When thousands of Nigerian students have to take crucial exams in the dark, the problem goes beyond logistics. It signals a breakdown of trust in an institution that is supposed to protect their future, TOYE FALEYE WRITES.
Chaos in the Exam Halls
WAEC examination halls in Oyo, Lagos, Ogun, and Osun turned into places of confusion and frustration.
Students who were supposed to take Physics, Mathematics, and Agricultural Science in the afternoon waited for hours because exam materials arrived late.
As night fell, candidates bent over their desks, writing answers by the light of torches, phone flashlights, and solar lamps. Some finished after 10 p.m., which is a troubling situation for an exam that is supposed to uphold academic integrity.
Parents in Distress, Students Under Pressure
For parents, the experience was frightening. Many children came home late at night, tired and facing possible security risks.
For students, writing exams in poor lighting took a heavy mental toll.
Exams are already stressful. When you add tiredness, hunger, and darkness, it makes performance uneven and unfair. Now, both the credibility of the results and the trust in them are being questioned.
WAEC’s Repeated Failures
This is not the first time WAEC has had problems. After similar issues in 2025, the organization promised to make changes. But the same problems in 2026 show that it has not learned or adapted.

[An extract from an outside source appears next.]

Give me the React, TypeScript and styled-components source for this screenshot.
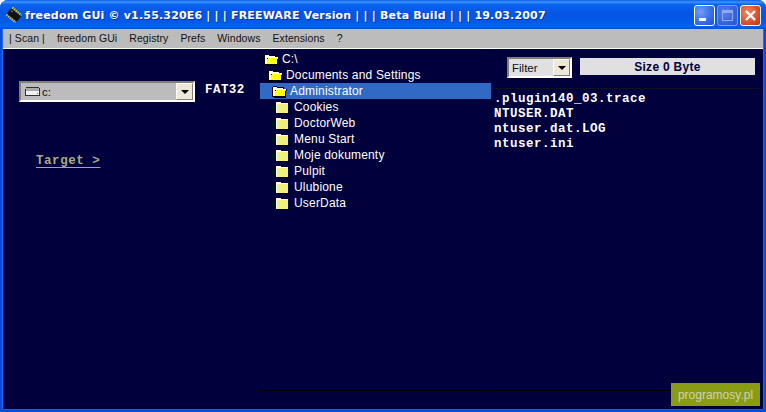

Each time this happens, WAEC loses more credibility as the group responsible for standardised education in West Africa. Parents and guardians are right to ask: if WAEC cannot ensure fairness and safety, what is the point of these exams?
How WAEC Can Make Amends
WAEC needs to improve its logistics to ensure exam materials arrive on time. To avoid delays, it should set up backup distribution centers in every state.
Technology can help. For example, sending digitised exam papers securely to centers could reduce the need for physical distribution.Most importantly, WAEC should put students’ well-being first by setting a strict rule: no exam should start after 6 p.m., no matter the delay.
Preventing Future Breakdowns
To prevent this from happening again, WAEC should start real-time monitoring of exam centers and give supervisors the power to report problems right away. It should also work with state governments on security and transport.
Transparency is also important. WAEC should publish reports after exams that explain what went wrong and how they plan to fix it. Without accountability, these problems will keep happening.
Restoring Trust: Compensation and Support
Experts say that compensation should be more than just apologies. WAEC should think about giving fee rebates or partial refunds to students who were affected.
Extra tutoring or practice exams could help students recover from the stress they experienced.
Parents and guardians should receive clear promises of improved safety measures. Students should also have the chance to retake disrupted exams under fair conditions. Only then can trust start to be rebuilt.
His incident is more than a logistical blunder—it represents a moral failure and a collapse of trust. WAEC must respond firmly to restore credibility, protect students, and reassure parents that their children’s futures are not being gambled away in the dark.